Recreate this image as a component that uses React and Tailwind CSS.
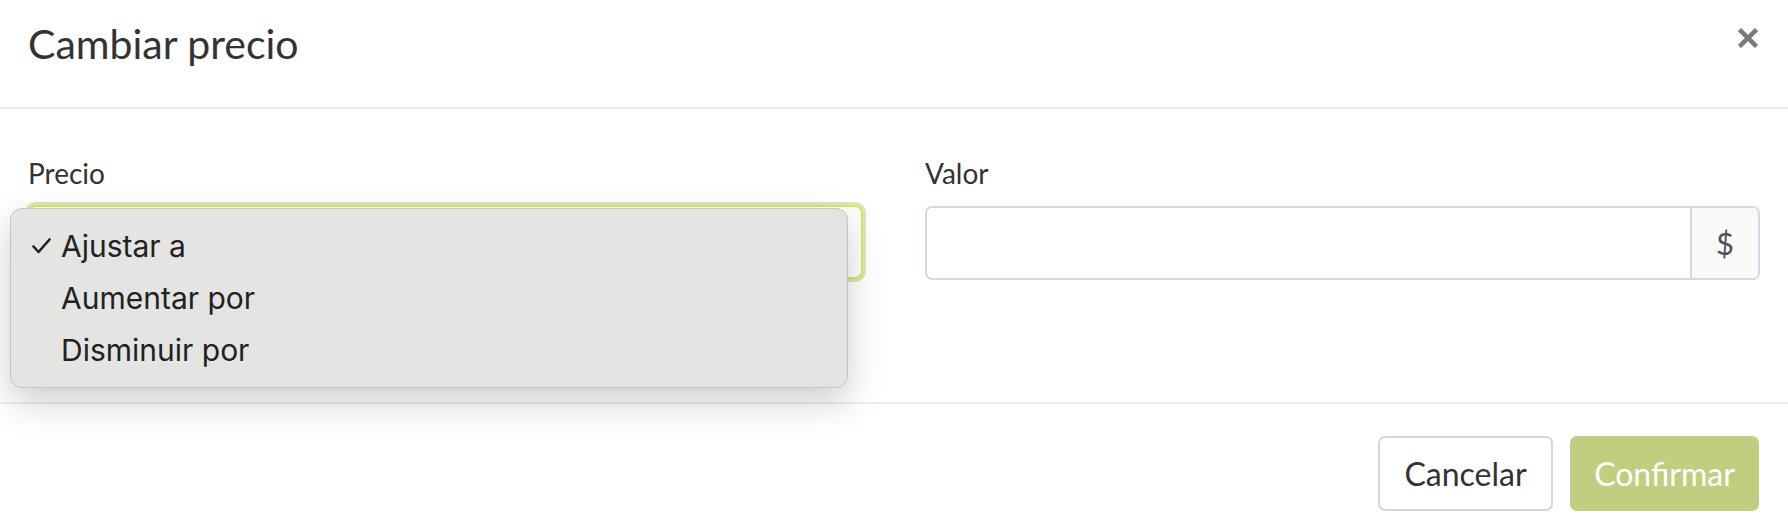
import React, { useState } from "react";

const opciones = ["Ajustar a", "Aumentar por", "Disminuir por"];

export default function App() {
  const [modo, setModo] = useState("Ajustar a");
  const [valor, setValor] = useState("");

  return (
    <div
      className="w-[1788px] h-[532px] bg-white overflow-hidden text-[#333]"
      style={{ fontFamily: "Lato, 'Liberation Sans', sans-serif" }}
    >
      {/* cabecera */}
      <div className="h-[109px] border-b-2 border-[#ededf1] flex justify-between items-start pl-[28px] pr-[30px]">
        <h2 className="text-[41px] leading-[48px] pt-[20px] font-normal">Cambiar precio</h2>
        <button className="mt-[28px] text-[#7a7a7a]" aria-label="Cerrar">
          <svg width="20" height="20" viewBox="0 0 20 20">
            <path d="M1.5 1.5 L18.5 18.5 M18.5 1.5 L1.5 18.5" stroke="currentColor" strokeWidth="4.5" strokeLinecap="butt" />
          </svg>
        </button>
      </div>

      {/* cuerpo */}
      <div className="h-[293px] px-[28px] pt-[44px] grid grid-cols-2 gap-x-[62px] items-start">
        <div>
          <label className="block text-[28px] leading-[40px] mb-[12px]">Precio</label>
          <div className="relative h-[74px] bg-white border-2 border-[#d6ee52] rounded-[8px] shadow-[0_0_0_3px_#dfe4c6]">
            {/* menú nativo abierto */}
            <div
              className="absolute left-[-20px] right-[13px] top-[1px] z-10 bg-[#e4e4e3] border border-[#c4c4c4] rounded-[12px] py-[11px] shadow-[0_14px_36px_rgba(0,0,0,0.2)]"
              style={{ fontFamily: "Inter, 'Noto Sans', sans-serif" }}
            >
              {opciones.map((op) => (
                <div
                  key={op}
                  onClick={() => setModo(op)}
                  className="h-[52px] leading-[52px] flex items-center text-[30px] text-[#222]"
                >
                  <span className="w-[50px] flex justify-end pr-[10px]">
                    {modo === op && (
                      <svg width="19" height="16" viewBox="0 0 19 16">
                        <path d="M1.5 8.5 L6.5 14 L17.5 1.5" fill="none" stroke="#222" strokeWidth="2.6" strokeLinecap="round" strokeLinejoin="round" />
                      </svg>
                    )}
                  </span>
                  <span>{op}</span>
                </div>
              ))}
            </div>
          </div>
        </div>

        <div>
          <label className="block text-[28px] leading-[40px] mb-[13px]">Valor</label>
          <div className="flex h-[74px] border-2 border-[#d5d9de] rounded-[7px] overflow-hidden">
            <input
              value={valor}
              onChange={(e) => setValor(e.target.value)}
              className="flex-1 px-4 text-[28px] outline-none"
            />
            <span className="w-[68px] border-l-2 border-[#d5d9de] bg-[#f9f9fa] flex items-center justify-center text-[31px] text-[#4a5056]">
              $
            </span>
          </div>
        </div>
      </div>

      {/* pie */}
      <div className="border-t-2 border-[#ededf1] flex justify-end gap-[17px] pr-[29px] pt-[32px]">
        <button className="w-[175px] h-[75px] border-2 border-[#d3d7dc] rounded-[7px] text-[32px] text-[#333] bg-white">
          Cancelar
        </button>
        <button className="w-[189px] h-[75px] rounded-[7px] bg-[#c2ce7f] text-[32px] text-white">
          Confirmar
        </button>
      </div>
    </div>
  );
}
----
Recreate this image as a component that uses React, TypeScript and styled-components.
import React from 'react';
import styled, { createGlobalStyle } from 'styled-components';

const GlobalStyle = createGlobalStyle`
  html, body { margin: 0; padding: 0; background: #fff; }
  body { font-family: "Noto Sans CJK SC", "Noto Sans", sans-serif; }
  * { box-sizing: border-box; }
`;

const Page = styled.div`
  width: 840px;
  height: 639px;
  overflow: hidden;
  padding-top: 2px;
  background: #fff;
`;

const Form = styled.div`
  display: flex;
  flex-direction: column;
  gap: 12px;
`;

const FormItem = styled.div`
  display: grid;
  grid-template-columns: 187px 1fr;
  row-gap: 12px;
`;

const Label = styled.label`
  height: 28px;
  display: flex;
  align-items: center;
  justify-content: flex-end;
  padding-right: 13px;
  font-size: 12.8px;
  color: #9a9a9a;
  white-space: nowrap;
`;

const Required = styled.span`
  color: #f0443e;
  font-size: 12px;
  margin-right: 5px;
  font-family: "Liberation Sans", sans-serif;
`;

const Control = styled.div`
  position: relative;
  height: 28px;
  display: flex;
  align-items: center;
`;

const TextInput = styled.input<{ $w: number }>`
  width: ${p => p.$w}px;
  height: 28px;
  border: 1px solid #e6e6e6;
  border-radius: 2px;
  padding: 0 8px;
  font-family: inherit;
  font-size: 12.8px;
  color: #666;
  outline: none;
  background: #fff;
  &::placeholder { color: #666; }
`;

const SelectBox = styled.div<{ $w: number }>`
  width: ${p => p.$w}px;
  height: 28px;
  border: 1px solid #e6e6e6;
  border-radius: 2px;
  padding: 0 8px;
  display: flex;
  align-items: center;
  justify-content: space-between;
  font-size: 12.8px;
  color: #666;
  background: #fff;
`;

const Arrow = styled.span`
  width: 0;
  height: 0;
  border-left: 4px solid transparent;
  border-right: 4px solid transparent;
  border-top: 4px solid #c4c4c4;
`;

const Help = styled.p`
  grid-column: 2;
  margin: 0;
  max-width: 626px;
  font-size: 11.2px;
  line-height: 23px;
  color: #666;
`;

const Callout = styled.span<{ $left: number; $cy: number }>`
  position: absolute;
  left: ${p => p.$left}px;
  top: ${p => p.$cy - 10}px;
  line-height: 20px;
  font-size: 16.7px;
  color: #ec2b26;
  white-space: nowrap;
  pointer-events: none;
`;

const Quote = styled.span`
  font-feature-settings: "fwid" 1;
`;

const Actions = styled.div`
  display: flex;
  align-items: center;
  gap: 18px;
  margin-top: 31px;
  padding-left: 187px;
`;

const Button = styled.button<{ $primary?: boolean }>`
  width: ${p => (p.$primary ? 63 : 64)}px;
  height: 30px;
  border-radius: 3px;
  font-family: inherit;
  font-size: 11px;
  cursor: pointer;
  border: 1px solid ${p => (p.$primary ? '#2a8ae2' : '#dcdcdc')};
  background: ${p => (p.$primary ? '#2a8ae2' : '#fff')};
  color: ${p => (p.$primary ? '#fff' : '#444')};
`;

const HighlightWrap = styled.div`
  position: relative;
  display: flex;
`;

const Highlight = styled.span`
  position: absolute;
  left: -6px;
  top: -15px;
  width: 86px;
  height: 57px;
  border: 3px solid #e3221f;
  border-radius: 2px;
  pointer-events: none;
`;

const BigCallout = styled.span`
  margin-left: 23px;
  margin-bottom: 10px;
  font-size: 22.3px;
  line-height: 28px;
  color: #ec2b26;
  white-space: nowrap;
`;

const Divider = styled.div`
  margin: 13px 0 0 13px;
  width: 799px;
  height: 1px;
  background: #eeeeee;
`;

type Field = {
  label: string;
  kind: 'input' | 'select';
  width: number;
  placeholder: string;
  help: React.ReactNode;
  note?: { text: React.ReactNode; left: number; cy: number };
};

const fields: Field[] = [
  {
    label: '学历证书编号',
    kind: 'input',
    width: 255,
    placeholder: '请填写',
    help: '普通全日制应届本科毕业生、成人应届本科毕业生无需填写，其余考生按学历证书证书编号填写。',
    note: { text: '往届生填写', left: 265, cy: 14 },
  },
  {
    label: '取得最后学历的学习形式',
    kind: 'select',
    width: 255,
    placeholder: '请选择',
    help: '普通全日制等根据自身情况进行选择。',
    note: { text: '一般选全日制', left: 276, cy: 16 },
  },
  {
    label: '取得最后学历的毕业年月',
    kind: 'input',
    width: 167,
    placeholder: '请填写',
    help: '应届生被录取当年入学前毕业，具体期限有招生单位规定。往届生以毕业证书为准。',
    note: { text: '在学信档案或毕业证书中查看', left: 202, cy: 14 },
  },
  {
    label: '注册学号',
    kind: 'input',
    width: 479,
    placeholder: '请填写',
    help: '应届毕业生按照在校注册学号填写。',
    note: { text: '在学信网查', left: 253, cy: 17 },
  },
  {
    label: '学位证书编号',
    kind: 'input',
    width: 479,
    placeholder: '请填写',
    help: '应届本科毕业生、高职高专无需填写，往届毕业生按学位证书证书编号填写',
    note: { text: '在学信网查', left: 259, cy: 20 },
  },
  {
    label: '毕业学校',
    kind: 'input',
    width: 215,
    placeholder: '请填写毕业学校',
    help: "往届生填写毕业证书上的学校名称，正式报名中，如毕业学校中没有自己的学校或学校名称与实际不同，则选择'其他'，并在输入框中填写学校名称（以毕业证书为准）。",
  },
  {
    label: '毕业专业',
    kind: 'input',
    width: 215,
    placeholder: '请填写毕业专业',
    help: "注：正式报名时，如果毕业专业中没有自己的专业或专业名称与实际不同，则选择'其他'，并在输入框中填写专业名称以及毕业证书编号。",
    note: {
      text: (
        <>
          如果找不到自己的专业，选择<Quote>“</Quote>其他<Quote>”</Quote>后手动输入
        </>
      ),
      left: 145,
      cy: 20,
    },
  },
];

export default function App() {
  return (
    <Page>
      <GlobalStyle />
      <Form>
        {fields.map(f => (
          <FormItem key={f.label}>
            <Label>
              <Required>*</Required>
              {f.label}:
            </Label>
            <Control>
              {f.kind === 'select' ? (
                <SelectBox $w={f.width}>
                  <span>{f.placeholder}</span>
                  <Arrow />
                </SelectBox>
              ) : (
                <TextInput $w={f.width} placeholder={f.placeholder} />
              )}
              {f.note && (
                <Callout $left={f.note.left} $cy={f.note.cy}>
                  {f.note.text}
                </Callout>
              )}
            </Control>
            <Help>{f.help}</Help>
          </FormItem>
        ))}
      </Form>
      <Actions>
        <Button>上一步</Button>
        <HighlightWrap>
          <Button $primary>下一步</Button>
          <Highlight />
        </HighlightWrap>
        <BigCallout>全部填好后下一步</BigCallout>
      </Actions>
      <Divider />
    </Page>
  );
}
----
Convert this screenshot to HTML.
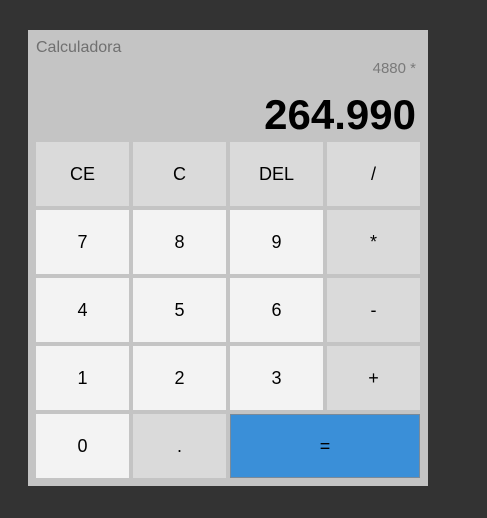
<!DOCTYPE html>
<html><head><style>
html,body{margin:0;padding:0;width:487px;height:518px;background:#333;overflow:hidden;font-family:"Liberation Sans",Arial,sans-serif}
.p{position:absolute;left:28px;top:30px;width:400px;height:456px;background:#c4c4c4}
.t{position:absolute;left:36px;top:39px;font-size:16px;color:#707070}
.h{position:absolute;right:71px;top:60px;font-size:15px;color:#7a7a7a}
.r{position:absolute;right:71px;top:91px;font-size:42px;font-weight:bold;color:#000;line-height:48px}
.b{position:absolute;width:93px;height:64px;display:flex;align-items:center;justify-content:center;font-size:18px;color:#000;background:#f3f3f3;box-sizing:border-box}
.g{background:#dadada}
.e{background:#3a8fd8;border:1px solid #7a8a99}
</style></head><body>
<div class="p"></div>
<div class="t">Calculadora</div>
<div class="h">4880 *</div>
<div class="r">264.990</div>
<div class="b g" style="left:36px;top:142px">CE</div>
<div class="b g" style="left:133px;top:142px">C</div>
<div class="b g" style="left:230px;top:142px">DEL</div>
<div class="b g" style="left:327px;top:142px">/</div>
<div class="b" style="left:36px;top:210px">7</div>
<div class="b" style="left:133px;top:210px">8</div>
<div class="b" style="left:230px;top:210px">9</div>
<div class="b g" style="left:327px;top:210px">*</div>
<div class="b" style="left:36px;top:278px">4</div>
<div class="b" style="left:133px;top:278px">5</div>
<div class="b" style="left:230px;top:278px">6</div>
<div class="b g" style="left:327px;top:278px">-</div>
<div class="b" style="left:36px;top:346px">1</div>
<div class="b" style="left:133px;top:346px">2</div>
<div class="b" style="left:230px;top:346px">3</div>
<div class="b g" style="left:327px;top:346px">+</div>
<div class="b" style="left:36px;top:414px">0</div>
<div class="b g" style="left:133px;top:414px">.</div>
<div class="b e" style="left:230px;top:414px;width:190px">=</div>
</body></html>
----
Copy every line of the listing containing the string "that".

Recreate this image as a component that uses React and Tailwind CSS.
Recreate this image as a component that uses React, TypeScript and styled-components.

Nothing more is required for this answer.